Two new secondary database tables are proposed:
- wbl_lemmas stores the lemma (a text value) for each Lexeme.
- wbl_item_references (or similar) stores two Item references (lexical category and language) for each Lexeme.
- For the current use case both tables need a primary index on the Lexeme ID.
- A fulltext index on the Lemma column is not needed for the current use case, but it is suggested to design the table so one can be added any time later.
- Indexes on the two Item reference columns are probably never needed. Backreferences from the Items to Lexemes that use these Items will be done via MediaWiki core's link table, and Wikibase usage tracking.
- The numbers of rows in the proposed wbl_item_references table is going to be identical to the total number of Lexemes. According https://www.mediawiki.org/wiki/Extension:WikibaseLexeme/Data_Model there is only one Item reference for the lexical category, and only one Item reference for the language. This makes the table significantly different from wb_terms, where each Item can have labels and descriptions in 300+ languages, and users are able to enter as many aliases as they want.
- A Lexeme can have multiple lemmas, one per language code. (Note: The exact set of language codes is currently unspecified, but is most probably going to be limited to a configured set of a few hundred.) While similar, lemmas are still distinctively different from Item labels. For Item labels users are expected to enter as many as they can, while for lemmas users will only enter multiple lemmas if the Lexeme requires it. Example: The American "color" and British "colour" are supposed to be modeled as lemmas on a single Lexeme.
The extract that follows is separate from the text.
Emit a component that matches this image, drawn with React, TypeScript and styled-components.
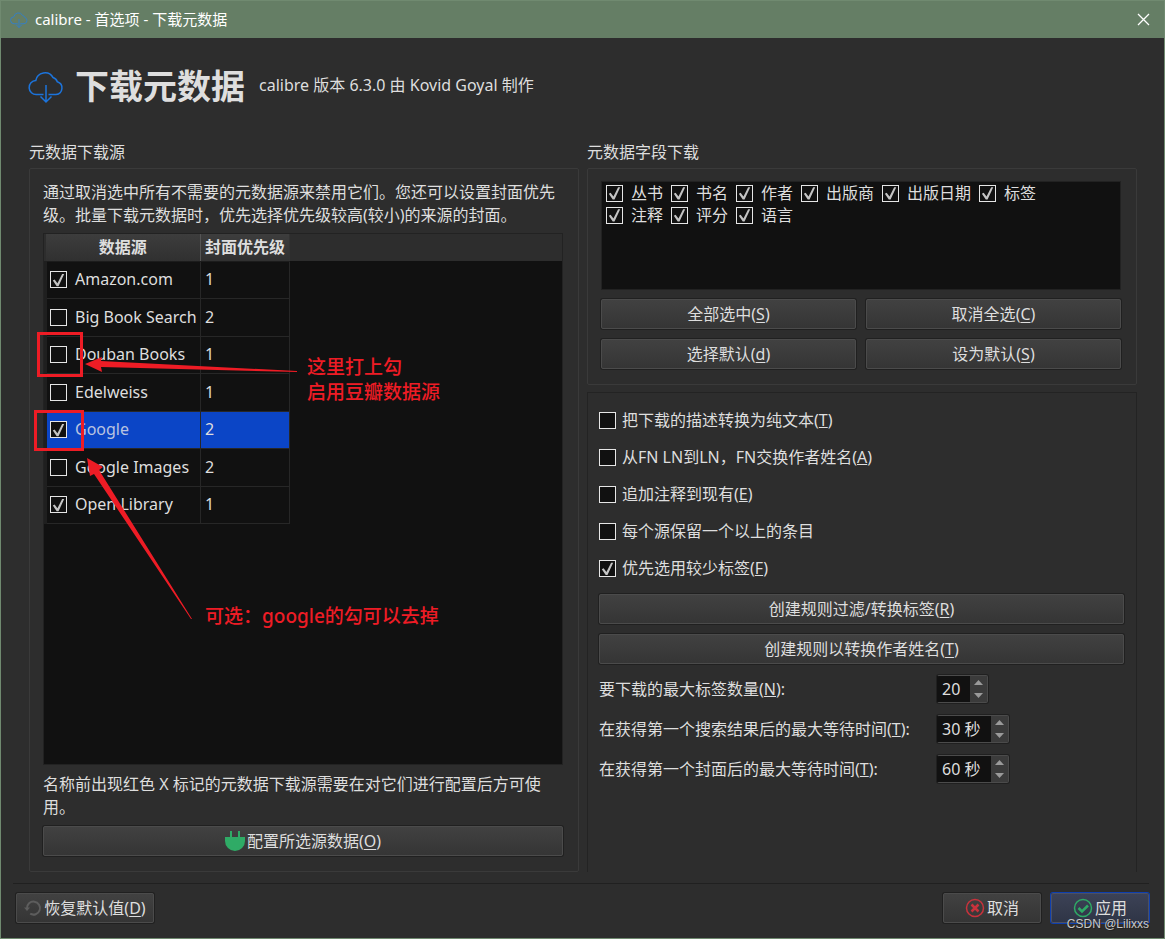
import React, { useId, useState } from 'react';
import styled, { createGlobalStyle } from 'styled-components';

const GlobalStyle = createGlobalStyle`
  *, *::before, *::after { box-sizing: border-box; }
  body { margin: 0; background: #2d2d2d; }
  body, button, input, table {
    font-family: 'Noto Sans', 'Noto Sans CJK SC', sans-serif;
    font-size: 16px;
    line-height: 23px;
    color: #dedede;
  }
  h1, h2, p { margin: 0; }
`;

const Window = styled.div`
  position: relative;
  display: flex;
  flex-direction: column;
  min-height: 100vh;
  background: #2d2d2d;
  border: 1px solid #708a70;
  border-top: 0;
`;

const TitleBar = styled.header`
  display: flex;
  align-items: center;
  gap: 7px;
  height: 38px;
  padding: 0 14px 0 9px;
  background: #657e65;
  border-top: 1px solid #708a70;
  color: #fff;
  font-size: 15px;
`;

const TitleText = styled.span`
  flex: 1;
`;

const CloseButton = styled.button`
  display: flex;
  padding: 0;
  border: 0;
  background: none;
`;

const PageHeader = styled.div`
  display: flex;
  align-items: flex-start;
  height: 98px;
  padding: 23px 27px 0;
`;

const CloudSlot = styled.div`
  display: flex;
  padding-top: 8px;
  margin-right: 11px;
`;

const PageTitle = styled.h1`
  font-size: 34px;
  line-height: 50px;
  font-weight: 700;
  margin-right: 14px;
`;

const Version = styled.span`
  line-height: 48px;
`;

const Columns = styled.main`
  flex: 1;
  display: grid;
  grid-template-columns: 1fr 1fr;
  column-gap: 8px;
  padding: 0 27px 0 28px;
`;

const Column = styled.section`
  display: flex;
  flex-direction: column;
  min-width: 0;
`;

const GroupTitle = styled.h2`
  font-size: 16px;
  line-height: 32px;
  font-weight: 400;
`;

const Panel = styled.div<{ $grow?: boolean }>`
  display: flex;
  flex-direction: column;
  flex: ${(p) => (p.$grow ? 1 : 'none')};
  padding: 12px 15px 15px 13px;
  border: 1px solid #3a3a3a;
  border-radius: 2px;
`;

const OptionsPanel = styled.div`
  display: flex;
  flex-direction: column;
  flex: 1;
  margin-top: 7px;
  padding: 9px 12px 16px 11px;
  border: 1px solid #232323;
  border-bottom: 0;
`;

const Frame = styled.div`
  flex: 1;
  margin: 6px 0 8px;
  background: linear-gradient(#2d2d2d 27px, #111 27px);
  border: 1px solid #222;
`;

const SourceTable = styled.table`
  height: 290px;
  width: 246px;
  border-collapse: collapse;
`;

const HeadCell = styled.th`
  height: 27px;
  padding: 0;
  background: linear-gradient(#3d3d3d, #303030);
  border-right: 1px solid #555;
  border-bottom: 1px solid #1c1c1c;
  font-weight: 700;
  line-height: 22px;
  white-space: nowrap;
  &:last-child { border-right-color: #333; }
`;

const Cell = styled.td<{ $selected?: boolean }>`
  padding: 0 0 0 4px;
  border: 1px solid #272727;
  background: ${(p) => (p.$selected ? '#0b45c6' : '#111')};
  &:first-child {
    width: 155px;
    padding-left: 3px;
    border-left: 3px solid #1f1f1f;
    color: ${(p) => (p.$selected ? '#b9c3e0' : 'inherit')};
  }
`;

const CheckLabel = styled.label<{ $tall?: boolean }>`
  display: flex;
  align-items: center;
  gap: ${(p) => (p.$tall ? '6px' : '8px')};
  height: ${(p) => (p.$tall ? '37px' : 'auto')};
  white-space: nowrap;
`;

const CheckBox = styled.input`
  appearance: none;
  flex: none;
  width: 17px;
  height: 17px;
  margin: 0;
  border: 1px solid #e6e6e6;
  background: #111;
  &:checked::before {
    content: '';
    display: block;
    width: 15px;
    height: 15px;
    background: #c4c4c4;
    clip-path: polygon(12% 55%, 24% 49%, 43% 74%, 74% 12%, 88% 12%, 50% 94%, 38% 94%);
  }
`;

const FieldList = styled.div`
  display: flex;
  flex-wrap: wrap;
  align-content: flex-start;
  column-gap: 8px;
  height: 109px;
  padding: 0 24px 0 4px;
  background: #111;
  border: 1px solid #222;
  line-height: 22px;
`;

const ButtonGrid = styled.div`
  display: grid;
  grid-template-columns: 1fr 1fr;
  gap: 10px;
  margin-top: 9px;
`;

const ButtonStack = styled.div`
  display: grid;
  gap: 10px;
  margin-top: 7px;
`;

const PushButton = styled.button<{ $primary?: boolean; $width?: string }>`
  display: flex;
  align-items: center;
  justify-content: center;
  gap: 2px;
  height: 30px;
  width: ${(p) => p.$width ?? 'auto'};
  padding: 0 6px;
  border: 1px solid ${(p) => (p.$primary ? '#4a5064' : '#4b4b4b')};
  border-radius: 2px;
  background: ${(p) => (p.$primary ? 'linear-gradient(#3c4256, #2f3546)' : 'linear-gradient(#414141, #353535)')};
  box-shadow: 0 0 0 1px ${(p) => (p.$primary ? '#0f3fae' : '#202020')};
  u { text-underline-offset: 2px; }
`;

const SpinGrid = styled.div`
  display: grid;
  grid-template-columns: 338px auto;
  justify-content: start;
  align-items: center;
  grid-auto-rows: 40px;
  margin-top: 5px;
`;

const SpinBox = styled.div`
  display: flex;
  width: fit-content;
  height: 28px;
  border: 1px solid #4b4b4b;
  border-left-color: #111;
  border-radius: 2px;
  background: #111;
  box-shadow: 0 0 0 1px #202020;
`;

const SpinInput = styled.input<{ $wide?: boolean }>`
  width: ${(p) => (p.$wide ? '53px' : '32px')};
  padding: 0 0 0 4px;
  border: 0;
  background: none;
`;

const SpinArrows = styled.div`
  display: grid;
  width: 17px;
  background: #3b3b3b;
`;

const ArrowButton = styled.button`
  display: flex;
  align-items: center;
  justify-content: center;
  padding: 0;
  border: 0;
  background: none;
`;

const Footer = styled.footer`
  display: flex;
  gap: 10px;
  margin: 11px 15px 0 12px;
  padding: 9px 0 15px 3px;
  border-top: 1px solid #202020;
`;

const Spacer = styled.div`
  flex: 1;
`;

const Watermark = styled.span`
  position: absolute;
  right: 15px;
  bottom: 2px;
  font-family: 'Liberation Sans', sans-serif;
  font-size: 12px;
  color: #c8c8c8;
  text-shadow: 1px 1px 0 #222;
`;

const Marker = styled.div<{ $x: number; $y: number; $w: number; $h: number }>`
  position: absolute;
  left: ${(p) => p.$x}px;
  top: ${(p) => p.$y}px;
  width: ${(p) => p.$w}px;
  height: ${(p) => p.$h}px;
  border: 3px solid #ee1c25;
`;

const Arrows = styled.svg`
  position: absolute;
  left: 0;
  top: 0;
  pointer-events: none;
`;

const Note = styled.p<{ $x: number; $y: number }>`
  position: absolute;
  left: ${(p) => p.$x}px;
  top: ${(p) => p.$y}px;
  color: #ee1c25;
  font-size: 19px;
  line-height: 25px;
  font-weight: 500;
`;

const CloudIcon = ({ size, color = '#1c74dc', stroke = 1.5 }: { size: number; color?: string; stroke?: number }) => (
  <svg width={size} height={size} viewBox="0 0 36 36" fill="none" stroke={color} strokeWidth={stroke}>
    <path d="M15.500 25.500H8.500a7 7 0 0 1-.700-14A9.300 9.300 0 0 1 25 8.500a6.500 6.500 0 0 1 4.300 4.300A6.500 6.500 0 0 1 28 25.500h-7.500" />
    <path d="M18 16v17M12.500 27.500L18 33l5.500-5.500" />
  </svg>
);

const PlugIcon = () => (
  <svg width="20" height="22" viewBox="0 0 20 22" fill="#2fab66">
    <path d="M5 1h2v6h6V1h2v6h5v4a10 10 0 0 1-20 0V7h5z" />
  </svg>
);

const RestoreIcon = () => (
  <svg width="18" height="18" viewBox="0 0 18 18" fill="none" stroke="#5d5d5d" strokeWidth="2">
    <path d="M3 9.500a6.500 6.500 0 1 1 3.200 5.200" />
    <path d="M0 8.500h6L3 12z" fill="#5d5d5d" stroke="none" />
  </svg>
);

const CancelIcon = () => (
  <svg width="20" height="20" viewBox="0 0 20 20" fill="none" stroke="#c8323c">
    <circle cx="10" cy="10" r="8.500" strokeWidth="1.500" />
    <path d="M6.500 6.500l7 7M13.500 6.500l-7 7" strokeWidth="2.500" />
  </svg>
);

const ApplyIcon = () => (
  <svg width="20" height="20" viewBox="0 0 20 20" fill="none" stroke="#2fab66">
    <circle cx="10" cy="10" r="8.500" strokeWidth="1.500" />
    <path d="M5.500 10l3.500 3.500 6-6" strokeWidth="2.500" />
  </svg>
);

const Mnemonic = ({ text, k, end = '' }: { text: string; k: string; end?: string }) => (
  <span>{text}(<u>{k}</u>){end}</span>
);

const Check = ({ on, tall, children }: { on: boolean; tall?: boolean; children: React.ReactNode }) => {
  const [checked, setChecked] = useState(on);
  return (
    <CheckLabel $tall={tall}>
      <CheckBox type="checkbox" checked={checked} onChange={() => setChecked(!checked)} />
      <span>{children}</span>
    </CheckLabel>
  );
};

const Spin = ({ label, value, wide }: { label: React.ReactNode; value: string; wide?: boolean }) => {
  const id = useId();
  return (
    <>
      <label htmlFor={id}>{label}</label>
      <SpinBox>
        <SpinInput id={id} $wide={wide} defaultValue={value} />
        <SpinArrows>
          <ArrowButton aria-label="+">
            <svg width="9" height="5"><path d="M0 5L4.500 0 9 5z" fill="#9a9a9a" /></svg>
          </ArrowButton>
          <ArrowButton aria-label="-">
            <svg width="9" height="5"><path d="M0 0h9L4.500 5z" fill="#9a9a9a" /></svg>
          </ArrowButton>
        </SpinArrows>
      </SpinBox>
    </>
  );
};

const sources = [
  { name: 'Amazon.com', on: true, priority: 1 },
  { name: 'Big Book Search', on: false, priority: 2 },
  { name: 'Douban Books', on: false, priority: 1 },
  { name: 'Edelweiss', on: false, priority: 1 },
  { name: 'Google', on: true, priority: 2, selected: true },
  { name: 'Google Images', on: false, priority: 2 },
  { name: 'Open Library', on: true, priority: 1 },
];

const fields = ['丛书', '书名', '作者', '出版商', '出版日期', '标签', '注释', '评分', '语言'];

export default function App() {
  return (
    <>
      <GlobalStyle />
      <Window>
        <TitleBar>
          <CloudIcon size={18} color="#357fc4" stroke={2} />
          <TitleText>calibre - 首选项 - 下载元数据</TitleText>
          <CloseButton aria-label="关闭">
            <svg width="13" height="13" stroke="#fff" strokeWidth="1.300"><path d="M1 1l11 11M12 1L1 12" /></svg>
          </CloseButton>
        </TitleBar>
        <PageHeader>
          <CloudSlot><CloudIcon size={36} /></CloudSlot>
          <PageTitle>下载元数据</PageTitle>
          <Version>calibre 版本 6.3.0 由 Kovid Goyal 制作</Version>
        </PageHeader>
        <Columns>
          <Column>
            <GroupTitle>元数据下载源</GroupTitle>
            <Panel $grow>
              <p>通过取消选中所有不需要的元数据源来禁用它们。您还可以设置封面优先级。批量下载元数据时，优先选择优先级较高(较小)的来源的封面。</p>
              <Frame>
                <SourceTable>
                  <thead>
                    <tr><HeadCell>数据源</HeadCell><HeadCell>封面优先级</HeadCell></tr>
                  </thead>
                  <tbody>
                    {sources.map((s) => (
                      <tr key={s.name}>
                        <Cell $selected={s.selected}><Check on={s.on}>{s.name}</Check></Cell>
                        <Cell $selected={s.selected}>{s.priority}</Cell>
                      </tr>
                    ))}
                  </tbody>
                </SourceTable>
              </Frame>
              <p>名称前出现红色 X 标记的元数据下载源需要在对它们进行配置后方可使用。</p>
              <ButtonStack>
                <PushButton><PlugIcon /><Mnemonic text="配置所选源数据" k="O" /></PushButton>
              </ButtonStack>
            </Panel>
          </Column>
          <Column>
            <GroupTitle>元数据字段下载</GroupTitle>
            <Panel>
              <FieldList>
                {fields.map((f) => <Check key={f} on>{f}</Check>)}
              </FieldList>
              <ButtonGrid>
                <PushButton><Mnemonic text="全部选中" k="S" /></PushButton>
                <PushButton><Mnemonic text="取消全选" k="C" /></PushButton>
                <PushButton><Mnemonic text="选择默认" k="d" /></PushButton>
                <PushButton><Mnemonic text="设为默认" k="S" /></PushButton>
              </ButtonGrid>
            </Panel>
            <OptionsPanel>
              <Check on={false} tall><Mnemonic text="把下载的描述转换为纯文本" k="T" /></Check>
              <Check on={false} tall><Mnemonic text="从FN LN到LN，FN交换作者姓名" k="A" /></Check>
              <Check on={false} tall><Mnemonic text="追加注释到现有" k="E" /></Check>
              <Check on={false} tall>每个源保留一个以上的条目</Check>
              <Check on tall><Mnemonic text="优先选用较少标签" k="F" /></Check>
              <ButtonStack>
                <PushButton><Mnemonic text="创建规则过滤/转换标签" k="R" /></PushButton>
                <PushButton><Mnemonic text="创建规则以转换作者姓名" k="T" /></PushButton>
              </ButtonStack>
              <SpinGrid>
                <Spin label={<Mnemonic text="要下载的最大标签数量" k="N" end=":" />} value="20" />
                <Spin label={<Mnemonic text="在获得第一个搜索结果后的最大等待时间" k="T" end=":" />} value="30 秒" wide />
                <Spin label={<Mnemonic text="在获得第一个封面后的最大等待时间" k="T" end=":" />} value="60 秒" wide />
              </SpinGrid>
            </OptionsPanel>
          </Column>
        </Columns>
        <Footer>
          <PushButton $width="138px"><RestoreIcon /><Mnemonic text="恢复默认值" k="D" /></PushButton>
          <Spacer />
          <PushButton $width="98px"><CancelIcon />取消</PushButton>
          <PushButton $primary $width="98px"><ApplyIcon />应用</PushButton>
        </Footer>
        <Marker $x={36} $y={332} $w={46} $h={45} />
        <Marker $x={33} $y={410} $w={50} $h={41} />
        <Arrows width="320" height="640" fill="#ee1c25">
          <path d="M84 364L101 357l-1 4L296 371v1L100 367l1 5z" />
          <path d="M86 458l16 9-4 3L191 619h-1L93 474l-4 2z" />
        </Arrows>
        <Note $x={306} $y={355}>这里打上勾<br />启用豆瓣数据源</Note>
        <Note $x={204} $y={604}>可选：google的勾可以去掉</Note>
        <Watermark>CSDN @Lilixxs</Watermark>
      </Window>
    </>
  );
}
A best-case approximation are two lemmas per Lexeme, a worst-case approximation are ten lemmas per Lexeme.
- Item IDs are currently limited to 32 bits (signed). The maximum ID is Q2147483647, which is 11 characters.
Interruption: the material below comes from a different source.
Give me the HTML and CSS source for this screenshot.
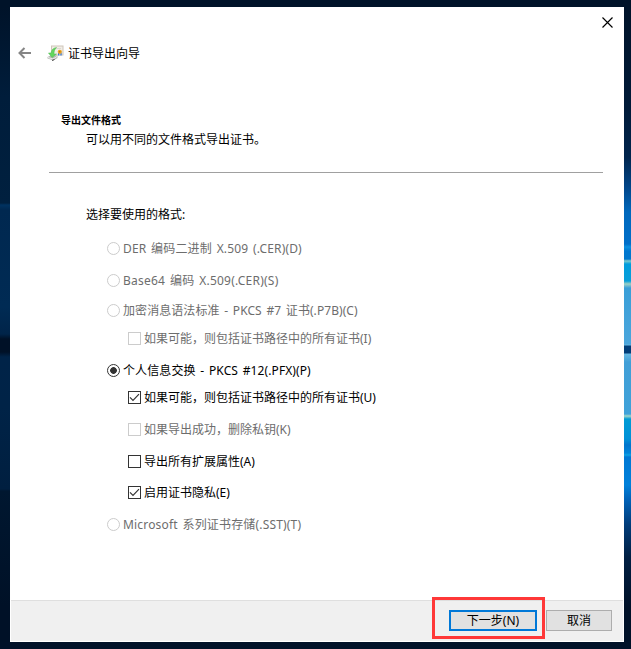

- Some day we might need to switch to 64 bits (still signed). The maximum is then Q9223372036854775807. That's 20 characters.
- Since we know we are exclusively dealing with Item references, but no other entity types, we could store the references as integers. Is this worth it with regards to performance? Or is an indexed VARBINARY column as efficient as an indexed INT column?
Suggestion is to go with VARBINARY(20) for both columns.
Suggestion is to not reserve space for repository prefixes. Even on a multi-repository setting the Item references used for lexical categories and languages should always come from a single repository.
Lemma column length
- In contract to Item labels, lemmas are (mostly, but not exclusively) single words only.
- One of the longest words in an English dictionary is "Supercalifragilisticexpialidocious" (34 characters). Some other candidates for a longest word in other languages are about 70 characters long, see http://mentalfloss.com/article/50611/longest-word-in-the-world.
- Some chemicals have names with tens of thousands, even hundreds of thousands of characters. What such extreme examples basically mean is: Whatever limit we choose, it will be arbitrary. There will always be exceptions. We must always think about truncation.
- Rendering lemmas with thousands of characters untruncated in contexts that reference the Lexeme (but are not meant to represent the Lexeme like the Lexeme page itself does) certainly does not make sense. When a lemma is used in the visible text or tooltip of a link, some truncation must happen. Otherwise a single link would span multiple lines or even paragraphs. A trivial truncation algorithm that prooved to be sufficent many times (e.g. in TwoColConflict) is to hard truncate via the database, and apply a CSS ellipsis to hide the hard truncation.
- If we want to make sure MySQL can index all characters in a VARCHAR column, we should not go beyond VARCHAR(768). See https://phabricator.wikimedia.org/T154660#2936497 for a very closely related discussion.
- Labels, descriptions, and aliases are currently limited in two ways: to 250 Unicode characters via a setting "multilang-limits", as well as 255 bytes via a VARCHAR(255) in the wb_terms table.
- If we make sure we are able to expand the table structure later, we could start with VARCHAR(255), and later expand to VARCHAR(768) or further if needed.
I talked to PM (@Lydia_Pintscher) and we established the limit should not be 255 bytes, but 768.